After glancing at some other dreadfully composed USCCB documents, let me make a suggestion, Your Excellency.  Go online and search for George Orwell’s “Politics and the English Language.”  Distribute copies of this essay to your staff.  Mail them to your fellow bishops.  Many will be sympathetic, at least before they read the essay, for, like them, Orwell was a lefty.  The difference between him and many lefty Church bureaucrats is that Orwell had the guts to call a lie a lie when he heard one.  After citing examples of dishonest writing in what he called “a catalogue of swindles and perversions,” Orwell discusses at length why “political language has to consist largely of euphemism, question-begging, and sheer cloudy vagueness.”
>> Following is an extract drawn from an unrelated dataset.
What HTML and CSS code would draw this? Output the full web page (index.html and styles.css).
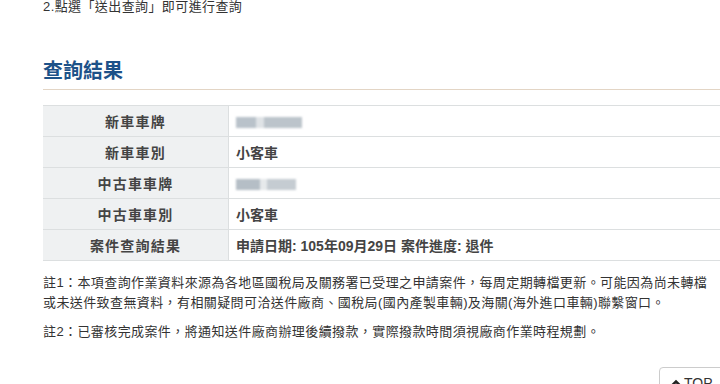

Much the same can be said of ecclesiastical language.  From the loophole-riddled documents of Vatican II to the bloated, ineffectual statements of the USCCB, the Church has often sown discord and confusion in the place of Truth.  Given this failing, I might also recommend the USCCB hire someone trained in grammar and logic to vet its written pronouncements.  Perhaps then more people might begin listening to you again.